Random forests as an exploratory tool for eye-movement control in reading, Victor Kuperman, PhD
Abstract: Decades of research have amassed an impressive body of knowledge on sources of variability in eye-movement control in reading. Major sources include text characteristics (i.e. properties of letters, morphemes, words, sentences, or passages) and participant characteristics (clinical status, age, reading experience, IQ, working memory, etc.). As a result, word length, frequency of occurrence and predictability in context – and more recently, component skills of reading (Reichle et al., 2013) – are routinely used as benchmark predictors of eye-movements and core parameters of computational models of eye-movement control (Reichle et al., 2006; Engbert, 2005). However, little effort has been allocated to establishing how important individual predictors or (sets of predictors) of eye-movements are relative to other predictors (or other sets). Yet such information is crucial for highlighting which aspects of linguistic complexity and individual ability and skill are central for efficient reading and when in the time-course of reading they are engaged.

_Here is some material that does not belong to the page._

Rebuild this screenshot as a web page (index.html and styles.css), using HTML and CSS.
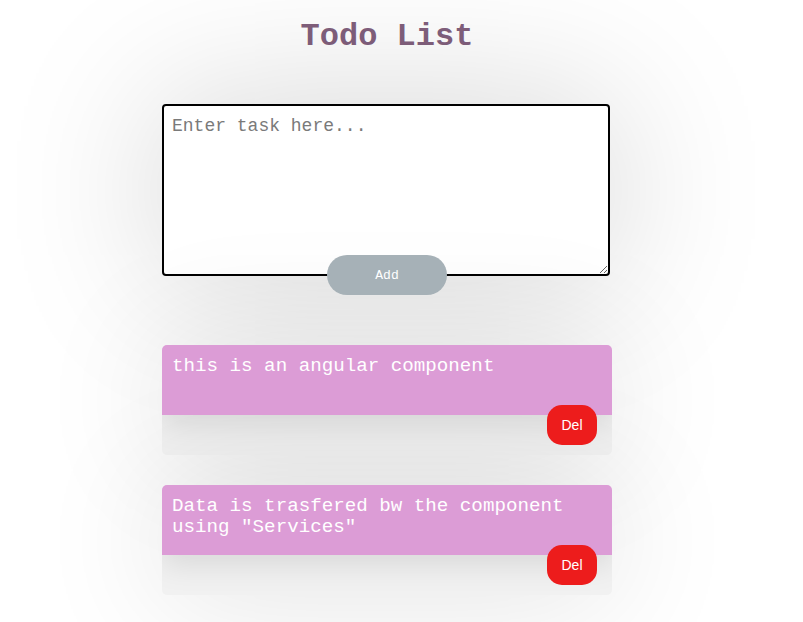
FILE: index.html
```html
<!DOCTYPE html>
<html lang="en">
<head>
<meta charset="utf-8">
<title>Todo List</title>
<link rel="stylesheet" href="styles.css">
</head>
<body>
  <main class="app">
    <h1 class="title">Todo List</h1>
    <form class="composer">
      <textarea class="task-input" placeholder="Enter task here..."></textarea>
      <button type="button" class="add-btn">Add</button>
    </form>
    <ul class="todo-list">
      <li class="todo-card">
        <div class="todo-text">this is an angular component</div>
        <div class="todo-footer"><button type="button" class="del-btn">Del</button></div>
      </li>
      <li class="todo-card">
        <div class="todo-text">Data is trasfered bw the component using "Services"</div>
        <div class="todo-footer"><button type="button" class="del-btn">Del</button></div>
      </li>
    </ul>
  </main>
</body>
</html>
```
FILE: styles.css
```css
html {
  height: 100%;
  background: #ffffff;
}

body {
  margin: 0;
  padding: 0;
  min-height: 100%;
  font-family: "Liberation Mono", "Courier New", monospace;
}

.app {
  width: 450px;
  margin-left: 162px;
  padding-top: 19px;
  padding-bottom: 27px;
}

.title {
  margin: 0;
  font-size: 32px;
  line-height: 36px;
  font-weight: bold;
  text-align: center;
  color: #82607d;
}

.composer {
  margin-top: 49px;
  display: flex;
  flex-direction: column;
  align-items: flex-start;
}

.task-input {
  display: block;
  box-sizing: border-box;
  width: 448px;
  height: 172px;
  margin: 0;
  padding: 10px 8px;
  border: 2px solid #000;
  border-radius: 4px;
  background: #fff;
  font-family: "Liberation Mono", "Courier New", monospace;
  font-size: 18px;
  color: #222;
  box-shadow: 0 0 160px rgba(0, 0, 0, 0.18);
  outline: none;
}

.task-input::placeholder {
  color: #7a7a7a;
}

.add-btn {
  align-self: center;
  width: 120px;
  height: 40px;
  margin-top: -21px;
  border: none;
  border-radius: 20px;
  background: #a6b1b7;
  color: #fff;
  font-family: "Liberation Mono", "Courier New", monospace;
  font-size: 13px;
  font-weight: normal;
  position: relative;
}

.todo-list {
  list-style: none;
  margin: 50px 0 0;
  padding: 0;
  display: flex;
  flex-direction: column;
  gap: 30px;
}

.todo-card {
  width: 450px;
  border-radius: 5px;
  overflow: hidden;
  background: #f1f1f1;
  box-shadow: 0 0 130px rgba(0, 0, 0, 0.12);
}

.todo-text {
  box-sizing: border-box;
  height: 70px;
  padding: 11px 10px 0;
  background: #dc9cd6;
  color: #fff;
  font-size: 19.2px;
  line-height: 21px;
  position: relative;
  box-shadow: 0 10px 30px rgba(0, 0, 0, 0.1);
}

.todo-footer {
  height: 40px;
  display: flex;
  justify-content: flex-end;
  align-items: flex-start;
  padding-right: 15px;
}

.del-btn {
  width: 50px;
  height: 40px;
  margin-top: -10px;
  border: none;
  border-radius: 15px;
  background: #ed1c1c;
  color: #fff;
  font-family: "Liberation Sans", Arial, sans-serif;
  font-size: 14px;
  position: relative;
}
```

I will present a study in which the non-parametric machine-learning technique of random forests evaluates the relative importance of a large set of text-related and participant-related variables as predictors of eye-movements and comprehension scores observed during text reading. I will demonstrate the utility of this method both for the comprehensive description of individual differences and language-driven variability in reading behavior unfolding over time, and for the generation of specific hypotheses that can be pursued with the confirmatory analysis.